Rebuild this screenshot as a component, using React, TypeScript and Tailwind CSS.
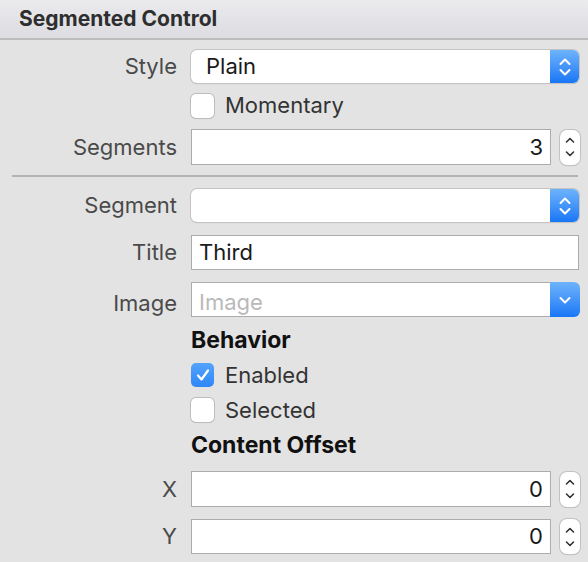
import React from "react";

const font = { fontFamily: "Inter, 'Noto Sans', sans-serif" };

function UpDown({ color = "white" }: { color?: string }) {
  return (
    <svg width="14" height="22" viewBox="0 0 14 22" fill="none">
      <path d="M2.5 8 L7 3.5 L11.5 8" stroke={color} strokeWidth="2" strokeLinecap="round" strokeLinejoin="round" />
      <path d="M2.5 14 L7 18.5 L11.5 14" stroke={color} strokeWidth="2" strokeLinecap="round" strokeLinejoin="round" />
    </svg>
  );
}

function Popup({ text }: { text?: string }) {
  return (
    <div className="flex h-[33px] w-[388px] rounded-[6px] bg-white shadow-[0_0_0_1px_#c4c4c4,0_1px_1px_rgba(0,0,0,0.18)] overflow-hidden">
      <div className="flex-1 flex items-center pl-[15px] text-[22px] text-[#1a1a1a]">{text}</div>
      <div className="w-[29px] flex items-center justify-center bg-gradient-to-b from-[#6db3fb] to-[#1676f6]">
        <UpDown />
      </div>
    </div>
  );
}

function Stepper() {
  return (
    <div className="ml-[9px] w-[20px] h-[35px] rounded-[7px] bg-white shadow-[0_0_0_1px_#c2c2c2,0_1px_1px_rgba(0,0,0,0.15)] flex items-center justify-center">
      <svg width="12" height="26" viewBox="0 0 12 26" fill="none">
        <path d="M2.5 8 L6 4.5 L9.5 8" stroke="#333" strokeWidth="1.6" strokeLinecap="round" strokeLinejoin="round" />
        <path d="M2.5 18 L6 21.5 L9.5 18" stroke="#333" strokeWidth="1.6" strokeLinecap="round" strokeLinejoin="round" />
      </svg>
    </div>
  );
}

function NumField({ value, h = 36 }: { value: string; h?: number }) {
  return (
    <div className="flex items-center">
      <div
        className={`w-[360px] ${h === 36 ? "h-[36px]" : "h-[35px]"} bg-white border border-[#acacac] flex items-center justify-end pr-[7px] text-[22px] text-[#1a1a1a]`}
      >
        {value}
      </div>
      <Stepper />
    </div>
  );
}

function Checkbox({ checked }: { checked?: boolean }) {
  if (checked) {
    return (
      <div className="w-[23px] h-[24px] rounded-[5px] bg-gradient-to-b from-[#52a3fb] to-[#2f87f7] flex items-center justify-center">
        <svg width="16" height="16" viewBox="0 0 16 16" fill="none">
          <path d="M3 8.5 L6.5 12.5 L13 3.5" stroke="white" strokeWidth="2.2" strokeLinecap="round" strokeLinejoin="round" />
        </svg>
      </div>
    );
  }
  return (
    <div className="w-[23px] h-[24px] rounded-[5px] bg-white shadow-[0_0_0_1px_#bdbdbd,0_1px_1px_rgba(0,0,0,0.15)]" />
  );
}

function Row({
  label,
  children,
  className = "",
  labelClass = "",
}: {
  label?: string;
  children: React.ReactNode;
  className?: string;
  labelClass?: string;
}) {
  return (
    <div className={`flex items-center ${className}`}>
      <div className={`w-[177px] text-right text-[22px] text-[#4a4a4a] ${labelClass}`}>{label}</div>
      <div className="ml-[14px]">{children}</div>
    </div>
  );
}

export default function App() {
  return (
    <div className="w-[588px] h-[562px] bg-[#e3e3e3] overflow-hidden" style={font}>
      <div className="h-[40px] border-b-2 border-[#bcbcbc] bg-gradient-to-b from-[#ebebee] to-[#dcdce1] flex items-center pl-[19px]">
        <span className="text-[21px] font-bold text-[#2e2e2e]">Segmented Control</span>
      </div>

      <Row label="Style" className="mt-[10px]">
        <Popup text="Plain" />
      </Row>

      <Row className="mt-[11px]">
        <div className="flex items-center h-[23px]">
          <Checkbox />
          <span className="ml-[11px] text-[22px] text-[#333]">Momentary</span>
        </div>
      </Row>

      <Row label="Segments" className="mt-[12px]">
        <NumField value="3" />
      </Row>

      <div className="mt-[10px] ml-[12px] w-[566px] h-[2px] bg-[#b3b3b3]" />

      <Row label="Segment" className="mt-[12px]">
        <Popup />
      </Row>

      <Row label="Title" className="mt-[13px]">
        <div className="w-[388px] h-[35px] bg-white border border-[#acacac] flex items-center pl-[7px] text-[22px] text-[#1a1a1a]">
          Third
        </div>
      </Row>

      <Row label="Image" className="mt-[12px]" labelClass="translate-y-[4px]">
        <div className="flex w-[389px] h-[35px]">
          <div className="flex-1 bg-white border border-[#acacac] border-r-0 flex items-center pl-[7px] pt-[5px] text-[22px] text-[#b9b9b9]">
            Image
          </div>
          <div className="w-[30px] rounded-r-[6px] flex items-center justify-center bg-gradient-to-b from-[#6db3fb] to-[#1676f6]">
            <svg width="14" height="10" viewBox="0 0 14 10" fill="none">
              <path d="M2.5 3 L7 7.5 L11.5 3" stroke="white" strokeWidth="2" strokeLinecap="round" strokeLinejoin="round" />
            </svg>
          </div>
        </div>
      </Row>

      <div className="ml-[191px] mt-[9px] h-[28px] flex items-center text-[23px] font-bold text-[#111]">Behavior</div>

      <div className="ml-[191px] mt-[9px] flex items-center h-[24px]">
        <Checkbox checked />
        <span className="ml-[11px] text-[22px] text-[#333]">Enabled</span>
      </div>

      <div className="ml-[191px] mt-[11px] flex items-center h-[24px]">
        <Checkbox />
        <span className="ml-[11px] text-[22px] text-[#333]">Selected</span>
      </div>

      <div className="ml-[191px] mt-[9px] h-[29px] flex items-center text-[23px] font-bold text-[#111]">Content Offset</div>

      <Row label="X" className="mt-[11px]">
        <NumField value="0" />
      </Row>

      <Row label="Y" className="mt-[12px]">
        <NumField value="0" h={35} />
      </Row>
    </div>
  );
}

> Problem statement: Copy all the lines of data exactly as they appear, dropping any images.

> Full answer:
Rebuild this screenshot as a component, using React, TypeScript and Tailwind CSS.
import React from "react";

const font = { fontFamily: "Inter, 'Noto Sans', sans-serif" };

function UpDown({ color = "white" }: { color?: string }) {
  return (
    <svg width="14" height="22" viewBox="0 0 14 22" fill="none">
      <path d="M2.5 8 L7 3.5 L11.5 8" stroke={color} strokeWidth="2" strokeLinecap="round" strokeLinejoin="round" />
      <path d="M2.5 14 L7 18.5 L11.5 14" stroke={color} strokeWidth="2" strokeLinecap="round" strokeLinejoin="round" />
    </svg>
  );
}

function Popup({ text }: { text?: string }) {
  return (
    <div className="flex h-[33px] w-[388px] rounded-[6px] bg-white shadow-[0_0_0_1px_#c4c4c4,0_1px_1px_rgba(0,0,0,0.18)] overflow-hidden">
      <div className="flex-1 flex items-center pl-[15px] text-[22px] text-[#1a1a1a]">{text}</div>
      <div className="w-[29px] flex items-center justify-center bg-gradient-to-b from-[#6db3fb] to-[#1676f6]">
        <UpDown />
      </div>
    </div>
  );
}

function Stepper() {
  return (
    <div className="ml-[9px] w-[20px] h-[35px] rounded-[7px] bg-white shadow-[0_0_0_1px_#c2c2c2,0_1px_1px_rgba(0,0,0,0.15)] flex items-center justify-center">
      <svg width="12" height="26" viewBox="0 0 12 26" fill="none">
        <path d="M2.5 8 L6 4.5 L9.5 8" stroke="#333" strokeWidth="1.6" strokeLinecap="round" strokeLinejoin="round" />
        <path d="M2.5 18 L6 21.5 L9.5 18" stroke="#333" strokeWidth="1.6" strokeLinecap="round" strokeLinejoin="round" />
      </svg>
    </div>
  );
}

function NumField({ value, h = 36 }: { value: string; h?: number }) {
  return (
    <div className="flex items-center">
      <div
        className={`w-[360px] ${h === 36 ? "h-[36px]" : "h-[35px]"} bg-white border border-[#acacac] flex items-center justify-end pr-[7px] text-[22px] text-[#1a1a1a]`}
      >
        {value}
      </div>
      <Stepper />
    </div>
  );
}

function Checkbox({ checked }: { checked?: boolean }) {
  if (checked) {
    return (
      <div className="w-[23px] h-[24px] rounded-[5px] bg-gradient-to-b from-[#52a3fb] to-[#2f87f7] flex items-center justify-center">
        <svg width="16" height="16" viewBox="0 0 16 16" fill="none">
          <path d="M3 8.5 L6.5 12.5 L13 3.5" stroke="white" strokeWidth="2.2" strokeLinecap="round" strokeLinejoin="round" />
        </svg>
      </div>
    );
  }
  return (
    <div className="w-[23px] h-[24px] rounded-[5px] bg-white shadow-[0_0_0_1px_#bdbdbd,0_1px_1px_rgba(0,0,0,0.15)]" />
  );
}

function Row({
  label,
  children,
  className = "",
  labelClass = "",
}: {
  label?: string;
  children: React.ReactNode;
  className?: string;
  labelClass?: string;
}) {
  return (
    <div className={`flex items-center ${className}`}>
      <div className={`w-[177px] text-right text-[22px] text-[#4a4a4a] ${labelClass}`}>{label}</div>
      <div className="ml-[14px]">{children}</div>
    </div>
  );
}

export default function App() {
  return (
    <div className="w-[588px] h-[562px] bg-[#e3e3e3] overflow-hidden" style={font}>
      <div className="h-[40px] border-b-2 border-[#bcbcbc] bg-gradient-to-b from-[#ebebee] to-[#dcdce1] flex items-center pl-[19px]">
        <span className="text-[21px] font-bold text-[#2e2e2e]">Segmented Control</span>
      </div>

      <Row label="Style" className="mt-[10px]">
        <Popup text="Plain" />
      </Row>

      <Row className="mt-[11px]">
        <div className="flex items-center h-[23px]">
          <Checkbox />
          <span className="ml-[11px] text-[22px] text-[#333]">Momentary</span>
        </div>
      </Row>

      <Row label="Segments" className="mt-[12px]">
        <NumField value="3" />
      </Row>

      <div className="mt-[10px] ml-[12px] w-[566px] h-[2px] bg-[#b3b3b3]" />

      <Row label="Segment" className="mt-[12px]">
        <Popup />
      </Row>

      <Row label="Title" className="mt-[13px]">
        <div className="w-[388px] h-[35px] bg-white border border-[#acacac] flex items-center pl-[7px] text-[22px] text-[#1a1a1a]">
          Third
        </div>
      </Row>

      <Row label="Image" className="mt-[12px]" labelClass="translate-y-[4px]">
        <div className="flex w-[389px] h-[35px]">
          <div className="flex-1 bg-white border border-[#acacac] border-r-0 flex items-center pl-[7px] pt-[5px] text-[22px] text-[#b9b9b9]">
            Image
          </div>
          <div className="w-[30px] rounded-r-[6px] flex items-center justify-center bg-gradient-to-b from-[#6db3fb] to-[#1676f6]">
            <svg width="14" height="10" viewBox="0 0 14 10" fill="none">
              <path d="M2.5 3 L7 7.5 L11.5 3" stroke="white" strokeWidth="2" strokeLinecap="round" strokeLinejoin="round" />
            </svg>
          </div>
        </div>
      </Row>

      <div className="ml-[191px] mt-[9px] h-[28px] flex items-center text-[23px] font-bold text-[#111]">Behavior</div>

      <div className="ml-[191px] mt-[9px] flex items-center h-[24px]">
        <Checkbox checked />
        <span className="ml-[11px] text-[22px] text-[#333]">Enabled</span>
      </div>

      <div className="ml-[191px] mt-[11px] flex items-center h-[24px]">
        <Checkbox />
        <span className="ml-[11px] text-[22px] text-[#333]">Selected</span>
      </div>

      <div className="ml-[191px] mt-[9px] h-[29px] flex items-center text-[23px] font-bold text-[#111]">Content Offset</div>

      <Row label="X" className="mt-[11px]">
        <NumField value="0" />
      </Row>

      <Row label="Y" className="mt-[12px]">
        <NumField value="0" h={35} />
      </Row>
    </div>
  );
}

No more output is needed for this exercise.